The so-called "Angel of Death," who was responsible for the killing of 400,000 Jews at the Auschwitz concentration camp, avoided detection while he was detained because, for reasons of vanity, he had refused to tattoo his blood type in his armpit as all SS officers were required to do.
Allied investigators seeking SS personnel looked for the tattoo as a tell-tale mark in identifying high-ranking Nazi soldiers suspected of war crimes who might be put on trial.
When U.S. soldiers found no tattoo on Mengele and could not find any wrongdoing committed by a Fritz Hollmann -- the alias that Mengele was using at the time, he was discharged from the internment camp.
The revelations, which confirmed earlier reports that Mengele had been in U.S. hands after World War II, appeared in this week's edition of Bunte magazine, a Munich-based weekly that acquired from Mengele's son, Rolf, more than 30 pounds of notes, letters, and photographs illustrating Mengele's life on-the-run. Four historians who examined the materials have confirmed their authenticity.
The article was the second in a series Bunte plans to publish using excerpts from the papers and exclusive commentary from the younger Mengele to describe more than three decades of the fugitive-life in Europe and South America spent by the most-hunted Nazi war criminal. The magazine says it will donate all profits to the Auschwitz survivors' fund.
Last Friday, forensic scientists from Brazil, the United States and West Germany announced that they are convinced that the skeleton of a man buried as Wolfgang Gerhard and exhumed June 6 near Sao Paulo was that of Josef Mengele.
Mengele was avidly sought just after the end of the war by a team of Allied investigators seeking to put him on trial for his ghoulish experiments on twins, dwarfs and children at the Auschwitz concentration camp.
In a letter to his son quoted in the magazine this week, Mengele wrote, "At the war's end, my unit was in Czechoslovakia. On the night of the cease-fire, we pulled back to the west. In the vicinity of the nearest city, we were taken to a U.S. prisoner-of-war camp. We were transferred to many camps and then released in the American zone."
Mengele's son explained that his father was narcissistic and would stand for hours in front of a mirror admiring himself in hand-tailored suits. Rolf Mengele believes that his father's inordinate vanity made him flout SS rules and refuse to imprint his blood group under his arm.

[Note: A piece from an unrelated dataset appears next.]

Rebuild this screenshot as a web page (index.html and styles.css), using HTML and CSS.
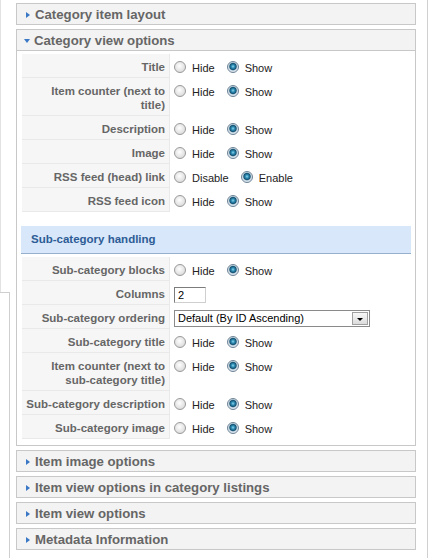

After his release, Mengele returned to his hometown of Guenzburg in Bavaria but, fearing pursuit by would-be captors, took refuge in a nearby forest. In September 1945, two U.S. military officers questioned farmers in the Guenzburg region about Josef Mengele.
They also interrogated his first wife, Irene, who claimed she did not know where he was. She later divorced him, and Mengele married her sister, Martha, in 1958 in a Buenos Aires ceremony that was well-attended by Mengele family members and Nazi fugitives living in Argentina and Paraguay. Martha had been married previously to Mengele's brother.

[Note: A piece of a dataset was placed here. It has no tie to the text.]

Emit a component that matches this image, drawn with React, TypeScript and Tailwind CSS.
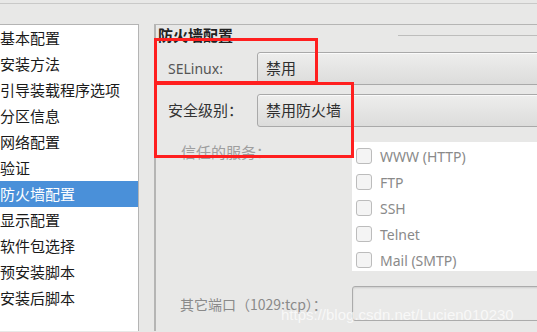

The family reportedly delivered food supplies to Mengele at his forest hiding place before he moved to Rosenheim, also in Bavaria, where he worked as a stable groom. The owner said later he often wondered why the hired hand "spent so much time washing his hands."
Mengele stayed in Rosenheim until late 1948, when he made his way to Genoa to catch a boat to South America. In Genoa, Mengele was detained by Italian authorities who later apologized for mistakenly arresting him and let him proceed to Argentina.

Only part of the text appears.